→ TASK: Retype each line exactly. Skip images.

________

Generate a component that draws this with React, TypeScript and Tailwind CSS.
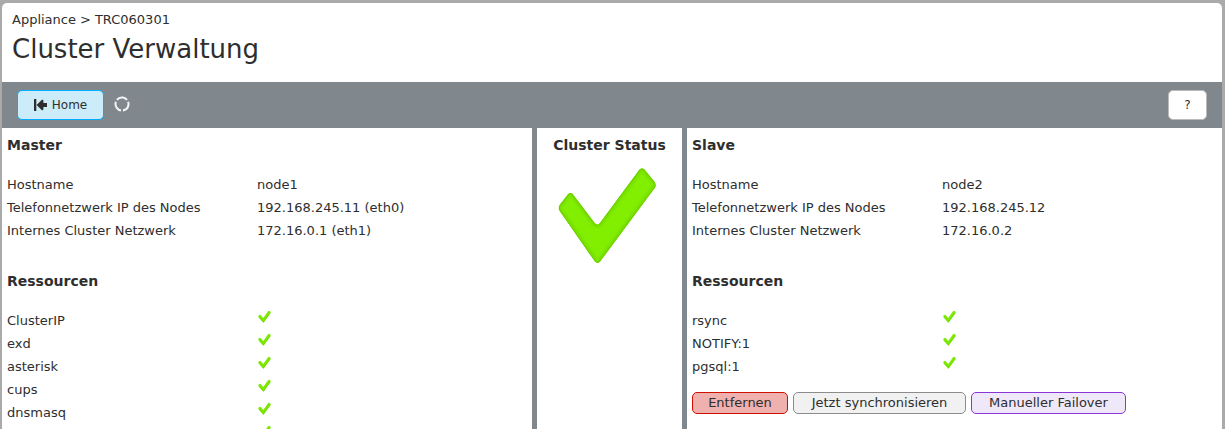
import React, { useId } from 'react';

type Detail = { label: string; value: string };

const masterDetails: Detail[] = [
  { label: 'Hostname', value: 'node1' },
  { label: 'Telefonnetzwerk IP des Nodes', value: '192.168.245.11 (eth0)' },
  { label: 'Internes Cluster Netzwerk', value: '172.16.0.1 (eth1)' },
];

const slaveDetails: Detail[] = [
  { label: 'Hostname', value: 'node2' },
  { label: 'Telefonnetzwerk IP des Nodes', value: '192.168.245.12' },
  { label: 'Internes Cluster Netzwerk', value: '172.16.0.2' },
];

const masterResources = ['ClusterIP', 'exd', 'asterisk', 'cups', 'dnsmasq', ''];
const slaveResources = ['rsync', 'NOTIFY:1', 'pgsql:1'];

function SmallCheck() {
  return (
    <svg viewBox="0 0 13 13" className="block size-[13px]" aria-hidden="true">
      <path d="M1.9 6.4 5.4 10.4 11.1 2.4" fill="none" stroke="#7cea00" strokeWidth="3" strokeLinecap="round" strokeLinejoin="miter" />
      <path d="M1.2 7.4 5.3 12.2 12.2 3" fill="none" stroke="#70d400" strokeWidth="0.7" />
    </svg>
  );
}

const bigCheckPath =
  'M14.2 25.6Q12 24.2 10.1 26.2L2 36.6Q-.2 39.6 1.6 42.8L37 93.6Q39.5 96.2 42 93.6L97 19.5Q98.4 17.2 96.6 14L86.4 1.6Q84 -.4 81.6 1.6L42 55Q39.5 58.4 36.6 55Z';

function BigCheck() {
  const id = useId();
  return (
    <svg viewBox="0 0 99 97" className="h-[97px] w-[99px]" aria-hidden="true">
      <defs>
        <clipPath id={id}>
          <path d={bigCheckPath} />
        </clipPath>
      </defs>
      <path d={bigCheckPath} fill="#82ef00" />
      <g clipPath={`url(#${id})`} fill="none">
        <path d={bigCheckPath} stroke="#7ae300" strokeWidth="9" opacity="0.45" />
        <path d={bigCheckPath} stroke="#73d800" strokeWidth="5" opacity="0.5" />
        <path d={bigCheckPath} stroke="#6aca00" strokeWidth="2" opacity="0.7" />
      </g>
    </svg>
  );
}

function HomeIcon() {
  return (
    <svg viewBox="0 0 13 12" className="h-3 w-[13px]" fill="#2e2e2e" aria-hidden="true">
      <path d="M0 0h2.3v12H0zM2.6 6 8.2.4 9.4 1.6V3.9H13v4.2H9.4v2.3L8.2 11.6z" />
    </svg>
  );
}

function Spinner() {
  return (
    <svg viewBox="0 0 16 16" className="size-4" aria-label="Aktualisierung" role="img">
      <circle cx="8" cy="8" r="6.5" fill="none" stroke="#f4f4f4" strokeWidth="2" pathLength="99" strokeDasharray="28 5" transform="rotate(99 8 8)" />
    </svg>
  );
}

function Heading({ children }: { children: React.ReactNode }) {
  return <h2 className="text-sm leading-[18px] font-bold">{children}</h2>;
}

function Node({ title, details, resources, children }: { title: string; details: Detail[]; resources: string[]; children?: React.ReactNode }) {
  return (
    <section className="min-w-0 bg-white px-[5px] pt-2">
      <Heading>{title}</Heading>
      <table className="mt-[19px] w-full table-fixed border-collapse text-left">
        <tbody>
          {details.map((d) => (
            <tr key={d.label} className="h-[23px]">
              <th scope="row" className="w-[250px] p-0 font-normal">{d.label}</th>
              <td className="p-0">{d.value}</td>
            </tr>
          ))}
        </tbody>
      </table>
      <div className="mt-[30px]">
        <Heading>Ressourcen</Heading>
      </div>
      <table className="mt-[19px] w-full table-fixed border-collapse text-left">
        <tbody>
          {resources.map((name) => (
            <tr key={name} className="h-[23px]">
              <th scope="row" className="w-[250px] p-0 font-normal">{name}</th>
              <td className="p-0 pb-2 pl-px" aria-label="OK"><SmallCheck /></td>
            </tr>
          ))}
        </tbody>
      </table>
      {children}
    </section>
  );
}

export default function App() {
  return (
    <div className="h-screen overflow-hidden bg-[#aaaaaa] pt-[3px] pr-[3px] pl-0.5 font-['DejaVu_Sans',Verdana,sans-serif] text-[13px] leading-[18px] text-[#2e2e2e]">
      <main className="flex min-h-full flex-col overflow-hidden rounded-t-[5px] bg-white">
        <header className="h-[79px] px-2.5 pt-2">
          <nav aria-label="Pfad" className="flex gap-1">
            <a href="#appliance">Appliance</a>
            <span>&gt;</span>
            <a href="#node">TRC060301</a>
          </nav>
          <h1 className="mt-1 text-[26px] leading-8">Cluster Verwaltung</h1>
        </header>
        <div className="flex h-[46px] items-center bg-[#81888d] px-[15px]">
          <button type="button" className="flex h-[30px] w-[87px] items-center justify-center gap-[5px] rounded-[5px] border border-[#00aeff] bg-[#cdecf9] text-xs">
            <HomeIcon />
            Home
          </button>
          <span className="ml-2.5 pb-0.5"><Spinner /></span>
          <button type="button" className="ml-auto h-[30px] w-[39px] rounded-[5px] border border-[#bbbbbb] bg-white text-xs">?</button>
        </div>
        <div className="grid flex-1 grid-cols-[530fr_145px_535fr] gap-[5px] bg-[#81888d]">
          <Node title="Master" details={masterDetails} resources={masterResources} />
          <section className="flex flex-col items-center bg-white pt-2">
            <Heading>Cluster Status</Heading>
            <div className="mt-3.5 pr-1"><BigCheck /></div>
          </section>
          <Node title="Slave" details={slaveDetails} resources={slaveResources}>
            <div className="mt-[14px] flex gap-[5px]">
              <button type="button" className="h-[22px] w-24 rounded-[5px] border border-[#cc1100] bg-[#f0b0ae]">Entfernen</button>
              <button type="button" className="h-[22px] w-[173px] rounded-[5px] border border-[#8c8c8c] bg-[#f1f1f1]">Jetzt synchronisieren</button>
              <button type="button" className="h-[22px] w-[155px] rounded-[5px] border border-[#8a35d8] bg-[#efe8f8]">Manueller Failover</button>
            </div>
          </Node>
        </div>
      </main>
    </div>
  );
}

________

→ ANSWER TO THE PROBLEM:
Generate a component that draws this with React, TypeScript and Tailwind CSS.
import React, { useId } from 'react';

type Detail = { label: string; value: string };

const masterDetails: Detail[] = [
  { label: 'Hostname', value: 'node1' },
  { label: 'Telefonnetzwerk IP des Nodes', value: '192.168.245.11 (eth0)' },
  { label: 'Internes Cluster Netzwerk', value: '172.16.0.1 (eth1)' },
];

const slaveDetails: Detail[] = [
  { label: 'Hostname', value: 'node2' },
  { label: 'Telefonnetzwerk IP des Nodes', value: '192.168.245.12' },
  { label: 'Internes Cluster Netzwerk', value: '172.16.0.2' },
];

const masterResources = ['ClusterIP', 'exd', 'asterisk', 'cups', 'dnsmasq', ''];
const slaveResources = ['rsync', 'NOTIFY:1', 'pgsql:1'];

function SmallCheck() {
  return (
    <svg viewBox="0 0 13 13" className="block size-[13px]" aria-hidden="true">
      <path d="M1.9 6.4 5.4 10.4 11.1 2.4" fill="none" stroke="#7cea00" strokeWidth="3" strokeLinecap="round" strokeLinejoin="miter" />
      <path d="M1.2 7.4 5.3 12.2 12.2 3" fill="none" stroke="#70d400" strokeWidth="0.7" />
    </svg>
  );
}

const bigCheckPath =
  'M14.2 25.6Q12 24.2 10.1 26.2L2 36.6Q-.2 39.6 1.6 42.8L37 93.6Q39.5 96.2 42 93.6L97 19.5Q98.4 17.2 96.6 14L86.4 1.6Q84 -.4 81.6 1.6L42 55Q39.5 58.4 36.6 55Z';

function BigCheck() {
  const id = useId();
  return (
    <svg viewBox="0 0 99 97" className="h-[97px] w-[99px]" aria-hidden="true">
      <defs>
        <clipPath id={id}>
          <path d={bigCheckPath} />
        </clipPath>
      </defs>
      <path d={bigCheckPath} fill="#82ef00" />
      <g clipPath={`url(#${id})`} fill="none">
        <path d={bigCheckPath} stroke="#7ae300" strokeWidth="9" opacity="0.45" />
        <path d={bigCheckPath} stroke="#73d800" strokeWidth="5" opacity="0.5" />
        <path d={bigCheckPath} stroke="#6aca00" strokeWidth="2" opacity="0.7" />
      </g>
    </svg>
  );
}

function HomeIcon() {
  return (
    <svg viewBox="0 0 13 12" className="h-3 w-[13px]" fill="#2e2e2e" aria-hidden="true">
      <path d="M0 0h2.3v12H0zM2.6 6 8.2.4 9.4 1.6V3.9H13v4.2H9.4v2.3L8.2 11.6z" />
    </svg>
  );
}

function Spinner() {
  return (
    <svg viewBox="0 0 16 16" className="size-4" aria-label="Aktualisierung" role="img">
      <circle cx="8" cy="8" r="6.5" fill="none" stroke="#f4f4f4" strokeWidth="2" pathLength="99" strokeDasharray="28 5" transform="rotate(99 8 8)" />
    </svg>
  );
}

function Heading({ children }: { children: React.ReactNode }) {
  return <h2 className="text-sm leading-[18px] font-bold">{children}</h2>;
}

function Node({ title, details, resources, children }: { title: string; details: Detail[]; resources: string[]; children?: React.ReactNode }) {
  return (
    <section className="min-w-0 bg-white px-[5px] pt-2">
      <Heading>{title}</Heading>
      <table className="mt-[19px] w-full table-fixed border-collapse text-left">
        <tbody>
          {details.map((d) => (
            <tr key={d.label} className="h-[23px]">
              <th scope="row" className="w-[250px] p-0 font-normal">{d.label}</th>
              <td className="p-0">{d.value}</td>
            </tr>
          ))}
        </tbody>
      </table>
      <div className="mt-[30px]">
        <Heading>Ressourcen</Heading>
      </div>
      <table className="mt-[19px] w-full table-fixed border-collapse text-left">
        <tbody>
          {resources.map((name) => (
            <tr key={name} className="h-[23px]">
              <th scope="row" className="w-[250px] p-0 font-normal">{name}</th>
              <td className="p-0 pb-2 pl-px" aria-label="OK"><SmallCheck /></td>
            </tr>
          ))}
        </tbody>
      </table>
      {children}
    </section>
  );
}

export default function App() {
  return (
    <div className="h-screen overflow-hidden bg-[#aaaaaa] pt-[3px] pr-[3px] pl-0.5 font-['DejaVu_Sans',Verdana,sans-serif] text-[13px] leading-[18px] text-[#2e2e2e]">
      <main className="flex min-h-full flex-col overflow-hidden rounded-t-[5px] bg-white">
        <header className="h-[79px] px-2.5 pt-2">
          <nav aria-label="Pfad" className="flex gap-1">
            <a href="#appliance">Appliance</a>
            <span>&gt;</span>
            <a href="#node">TRC060301</a>
          </nav>
          <h1 className="mt-1 text-[26px] leading-8">Cluster Verwaltung</h1>
        </header>
        <div className="flex h-[46px] items-center bg-[#81888d] px-[15px]">
          <button type="button" className="flex h-[30px] w-[87px] items-center justify-center gap-[5px] rounded-[5px] border border-[#00aeff] bg-[#cdecf9] text-xs">
            <HomeIcon />
            Home
          </button>
          <span className="ml-2.5 pb-0.5"><Spinner /></span>
          <button type="button" className="ml-auto h-[30px] w-[39px] rounded-[5px] border border-[#bbbbbb] bg-white text-xs">?</button>
        </div>
        <div className="grid flex-1 grid-cols-[530fr_145px_535fr] gap-[5px] bg-[#81888d]">
          <Node title="Master" details={masterDetails} resources={masterResources} />
          <section className="flex flex-col items-center bg-white pt-2">
            <Heading>Cluster Status</Heading>
            <div className="mt-3.5 pr-1"><BigCheck /></div>
          </section>
          <Node title="Slave" details={slaveDetails} resources={slaveResources}>
            <div className="mt-[14px] flex gap-[5px]">
              <button type="button" className="h-[22px] w-24 rounded-[5px] border border-[#cc1100] bg-[#f0b0ae]">Entfernen</button>
              <button type="button" className="h-[22px] w-[173px] rounded-[5px] border border-[#8c8c8c] bg-[#f1f1f1]">Jetzt synchronisieren</button>
              <button type="button" className="h-[22px] w-[155px] rounded-[5px] border border-[#8a35d8] bg-[#efe8f8]">Manueller Failover</button>
            </div>
          </Node>
        </div>
      </main>
    </div>
  );
}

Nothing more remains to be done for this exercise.